Couple of early answers, more maybe to come later...
grauw wrote:
Please put GD3 data at the start
That's been an issue with MP3s between ID3v1 and ID3v2. At this point, we haven't even discussed whether to keep GD3, or switch to Vorbis comments, which I would prefer.
grauw wrote:
Please put the ROM/PCM block before the track data
Can be done. It will not make a difference for players that decompress the entire file anyway.
grauw wrote:
Multiple tracks, are they supposed to play back one by one or simultaneously? In the former case, why not have different VGMs then.
Simultaneously, for files with channel-specific loop points. Having to play different VGMs simultaneously would mean that one song is no longer represented by one file.
grauw wrote:
Specifying the frequency as numerator / denumerator is nice in theory, however I think it unnecessarily complicates things.
It should be pretty simple to derive integer "counter add" and "tick period" values given a player's master timer clock and a file's numerator/denominator values. Maybe I'll add some code on that issue. It will require 32-bit division though in any case, but I would not know how to avoid that.
grauw wrote:
As mentioned before please encode SCC commands as "aa dd"
Can do, after I research why it's currently listed as pp aa dd.
grauw wrote:
Why are wavetable chip command addresses not encoded in intel byte order (ll mm)?
I've just copied it from the current specification.
grauw wrote:
For me the point for a type / subtype would be that if a new subtype is added, there is a likelihood that it will be recognised by older players which have not added support for it and will still play back at least to some degree. 7a. In that vein, it is strange to me that within a type there are different command lengths. 7b. Also the OPLL does not belong in the OPL group since it is not register compatible with the others.
Well, my criterion is more about common emulation cores than compatibility with players which don't know a particular subtype.
grauw wrote:
I feel for parsing simplicity, rather than FF it would be better to use $7F for special commands, then the 16th chip can be used with data length 8.
Oh, ok.
grauw wrote:
Not a big fan of the MIDI style variable length, a length byte or encoded length byte would be easier to process, and not restrict the following values to 7 bits and the (slow on Z80) bit-shifting encoding schemes for >127 values that will undoubtedly follow.
If I can avoid putting data blocks into the code, then the length byte is unlikely to ever get beyond 127 bytes anyway.
grauw wrote:
Additionally, maybe leave a few numbers free for future extension? $70-7A? Could define some fixed lengths for some / all of them for downwards-compatibility.
I think I'll just drop the fixed-length bytes above 16/17.
grauw wrote:
Instead of 7C-7F and the “special command”, maybe introduce a special “VGM control chip” and reuse the chip command? Seems like it would add a lot of flexibility. 00-7F could be all waits and 80-FF all commands.
That would reduce the number of usable chips by one, though.
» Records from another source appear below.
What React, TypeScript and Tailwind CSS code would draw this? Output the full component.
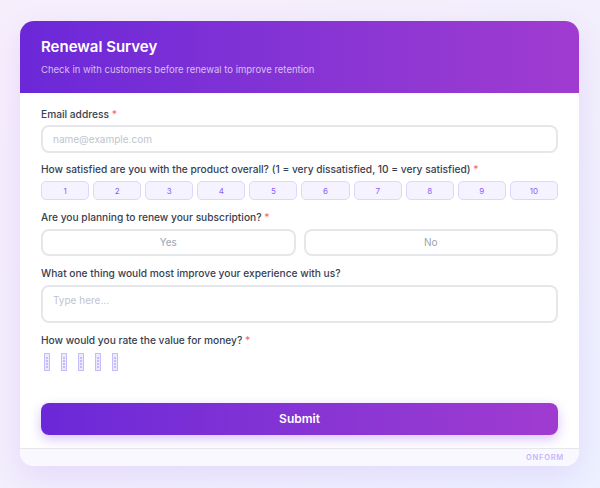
import React from "react";

export default function App() {
  const nums = [1, 2, 3, 4, 5, 6, 7, 8, 9, 10];
  const Req = () => <span className="text-[#f87171]"> *</span>;
  return (
    <div
      className="w-[600px] h-[488px] bg-gradient-to-br from-[#f7eefc] via-[#f3effc] to-[#edf1ff] pt-[21px] px-[20px]"
      style={{ fontFamily: "Inter, 'Noto Sans', sans-serif" }}
    >
      <div className="w-[559px] rounded-[14px] bg-white overflow-hidden shadow-[0_10px_30px_rgba(124,58,237,0.12)]">
        <div className="bg-gradient-to-r from-[#6b27d8] to-[#a03bd0] px-[21px] pt-[16px] h-[72px]">
          <div className="text-white text-[15px] font-semibold leading-[20px]">Renewal Survey</div>
          <div className="text-white/70 text-[9.5px] leading-[14px] mt-[6px]">
            Check in with customers before renewal to improve retention
          </div>
        </div>
        <div className="px-[21px] pt-[14px]">
          <div className="text-[#374151] text-[10.2px] font-medium leading-[14px]">
            Email address<Req />
          </div>
          <div className="mt-[4px] h-[28px] rounded-[8px] border-2 border-[#e5e7eb] flex items-center px-[10px] text-[10px] text-[#c0c4cc]">
            name@example.com
          </div>
          <div className="mt-[9px] text-[#374151] text-[10.2px] font-medium leading-[14px]">
            How satisfied are you with the product overall? (1 = very dissatisfied, 10 = very satisfied)<Req />
          </div>
          <div className="mt-[5px] grid grid-cols-10 gap-[4px]">
            {nums.map((n) => (
              <div
                key={n}
                className="h-[19px] rounded-[5px] border border-[#ddd6fe] bg-[#f5f3ff] flex items-center justify-center text-[8px] text-[#8b5cf6]"
              >
                {n}
              </div>
            ))}
          </div>
          <div className="mt-[10px] text-[#374151] text-[10.2px] font-medium leading-[14px]">
            Are you planning to renew your subscription?<Req />
          </div>
          <div className="mt-[5px] grid grid-cols-2 gap-[8px]">
            {["Yes", "No"].map((t) => (
              <div
                key={t}
                className="h-[27px] rounded-[8px] border-2 border-[#e5e7eb] flex items-center justify-center text-[10px] text-[#9ca3af]"
              >
                {t}
              </div>
            ))}
          </div>
          <div className="mt-[10px] text-[#374151] text-[10.2px] font-medium leading-[14px]">
            What one thing would most improve your experience with us?
          </div>
          <div className="mt-[5px] h-[38px] rounded-[8px] border-2 border-[#e5e7eb] px-[10px] pt-[6px] text-[10px] text-[#c0c4cc]">
            Type here...
          </div>
          <div className="mt-[10px] text-[#374151] text-[10.2px] font-medium leading-[14px]">
            How would you rate the value for money?<Req />
          </div>
          <div className="mt-[6px] flex gap-[11px] pl-[3px]">
            {[0, 1, 2, 3, 4].map((i) => (
              <div key={i} className="w-[6px] h-[18px] border border-[#c4bdfb] bg-[#ede9fe] flex flex-col items-center justify-center gap-[1px]">
                <div className="w-[2px] h-[2px] bg-[#c4bdfb]" />
                <div className="w-[2px] h-[2px] bg-[#c4bdfb]" />
                <div className="w-[2px] h-[2px] bg-[#c4bdfb]" />
                <div className="w-[2px] h-[2px] bg-[#c4bdfb]" />
              </div>
            ))}
          </div>
          <div className="mt-[32px] mb-[13px] h-[32px] rounded-[8px] bg-gradient-to-r from-[#6b27d8] to-[#a03bd0] shadow-[0_4px_12px_rgba(124,58,237,0.3)] flex items-center justify-center text-white text-[12px] font-semibold">
            Submit
          </div>
        </div>
        <div className="border-t border-[#e5e7eb] bg-[#faf8ff] h-[18px] flex items-center justify-end pr-[15px]">
          <span className="text-[7.5px] font-semibold tracking-[0.1em] text-[#c4b5fd]">ONFORM</span>
        </div>
      </div>
    </div>
  );
}
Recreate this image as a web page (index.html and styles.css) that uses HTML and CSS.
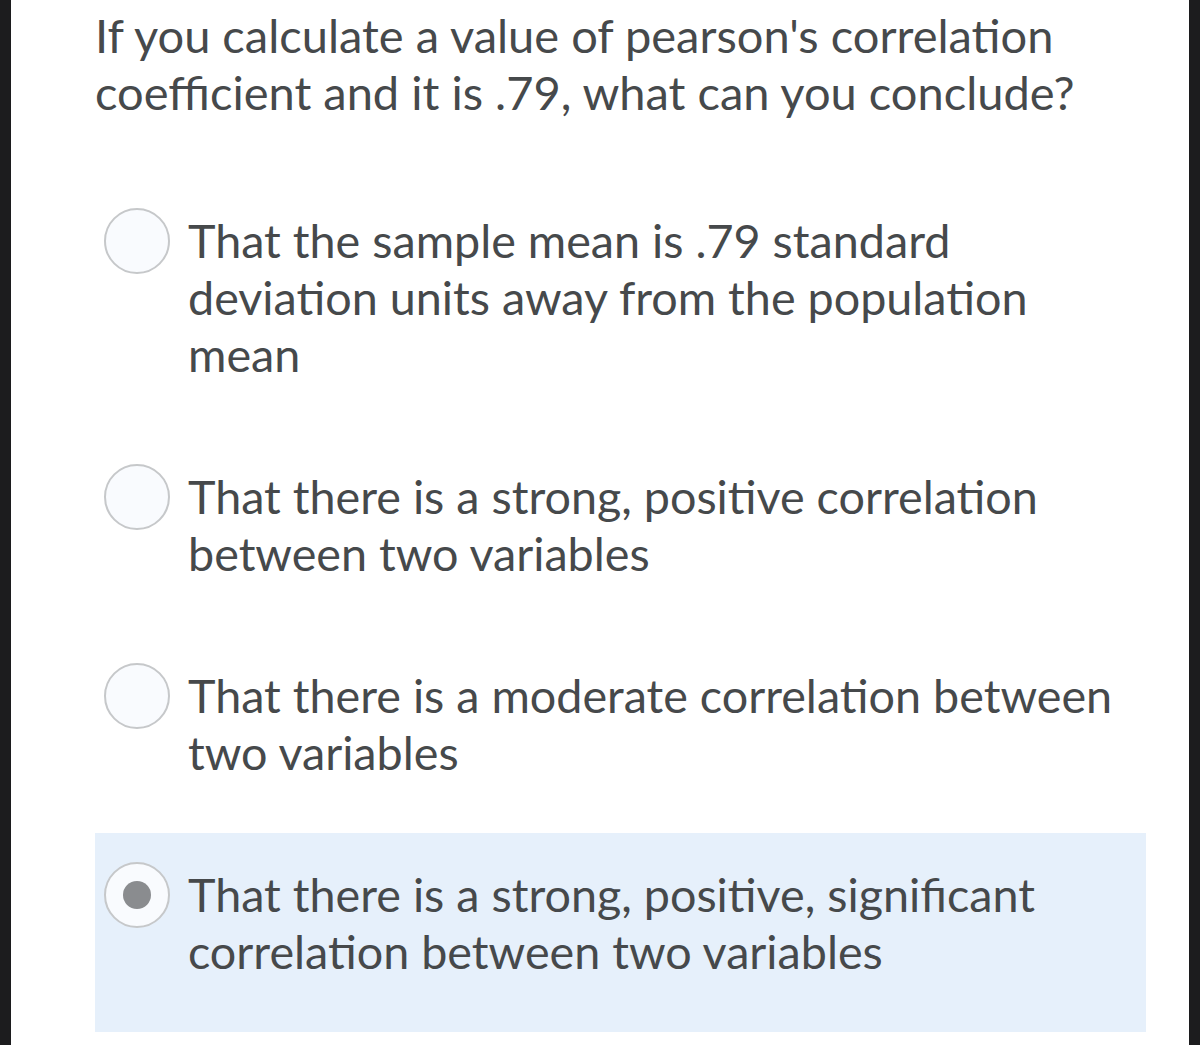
FILE: index.html
```html
<!DOCTYPE html>
<html>
<head>
<meta charset="utf-8">
<link rel="stylesheet" href="styles.css">
</head>
<body>
<div class="frame">
  <div class="page">
    <p class="question">If you calculate a value of pearson's correlation coefficient and it is .79, what can you conclude?</p>
    <div class="options">
      <label class="option">
        <span class="radio"></span>
        <span class="text">That the sample mean is .79 standard deviation units away from the population mean</span>
      </label>
      <label class="option">
        <span class="radio"></span>
        <span class="text">That there is a strong, positive correlation between two variables</span>
      </label>
      <label class="option">
        <span class="radio"></span>
        <span class="text">That there is a moderate correlation between two variables</span>
      </label>
      <label class="option selected">
        <span class="radio"><span class="dot"></span></span>
        <span class="text">That there is a strong, positive, significant correlation between two variables</span>
      </label>
    </div>
  </div>
</div>
</body>
</html>
```

FILE: styles.css
```css
html, body {
  margin: 0;
  padding: 0;
  background: #1c1c1e;
}
.frame {
  width: 1200px;
  height: 1045px;
  padding: 0 11px;
  box-sizing: border-box;
  overflow: hidden;
}
.page {
  background: #ffffff;
  height: 100%;
  padding: 7px 43px 0 84px;
  box-sizing: border-box;
  font-family: Lato, "Open Sans", sans-serif;
  color: #46494b;
}
.question {
  margin: 0 0 58px 0;
  font-size: 47px;
  line-height: 57px;
}
.options {
  display: flex;
  flex-direction: column;
}
.option {
  display: flex;
  align-items: flex-start;
  gap: 18px;
  padding: 33px 20px 52px 9px;
}
.option.selected {
  background: #e6f0fb;
}
.radio {
  flex: 0 0 auto;
  width: 66px;
  height: 66px;
  margin-top: -4px;
  border: 2px solid #c6c8ca;
  border-radius: 50%;
  background: #f9fbfe;
  box-sizing: border-box;
  display: flex;
  align-items: center;
  justify-content: center;
}
.dot {
  width: 28px;
  height: 28px;
  border-radius: 50%;
  background: #8a8c8f;
}
.text {
  font-size: 46.7px;
  line-height: 57px;
}
```
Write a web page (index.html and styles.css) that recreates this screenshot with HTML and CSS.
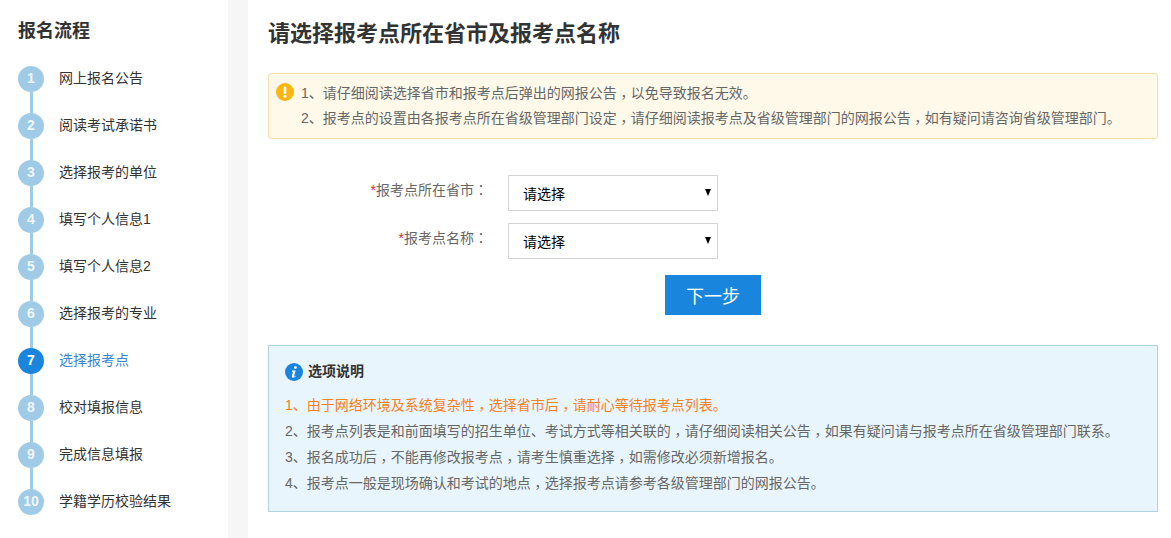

Then again, who uses even 15 chips?
grauw wrote:
Channel remaps could be specified as channel swaps to fit within the 8 data bytes and reduce the amount of state.
Mmmh. I'm not sure I would want to give up the flexibility of variable length bytes beyond a length of 8 though.
grauw wrote:
Another idea, the wait commands could use an UTF-8 like encoding where the two most significant bits indicate the length (0-1 byte, 1-2 bytes, 2-3 bytes, 3-4 bytes, big endian order.
That would result in a wait command consisting of 6 data bits per byte. Not sure whether others would like that.
grauw wrote:
Please put the command data byte count in bits 0-2 for easy parsing by masking.
So basically swapping the nibbles? Sure, I can do that. That would be a switch from your UTF-8-like proposal for the wait commands though.
grauw wrote:
Channel remap will be very annoying to implement, and not all chips even define a channel that clearly,
I don't think it would ever be needed on the AY chip anyway. The feature is such that without remapping, the file will still play, but with artifacts.
grauw wrote:
For future extensibility (upwards compatibility), I think it might be good to use a chunks-like architecture of sorts. Currently I think if a chip attribute is ever added, the file can’t be parsed by older players. E.g. in the chips table, prefixing each chip by a length byte would be a good start.
If no attribute ever has more than eight bytes, and we don't need more than 16 attribute types, I could use three bits of the attribute number as a length count similar to how the track commands work.
grauw wrote:
Combine the chip type and subtype into one 16-bit value.
Maybe.

grauw wrote:
A common structure for all chip types would be easier to parse than the current ID-value based approach. At least the current attributes seem common to all.
A file should not have to specify fields that use the "default" values in my opinion, especially if we are going to add channel-specific volumes, which of course will vary between chips in size anyway.
grauw wrote:
Stream commands are just another generic DMA chip as far as I’m concerned. Could be the same as the earlier mentioned VGM control chip.
That's a good idea.
grauw wrote:
It would be good if there was support for multiple data blocks,
I should make it clearer that the ROM/PCM section doesn't represent ONE data block, but ALL data blocks.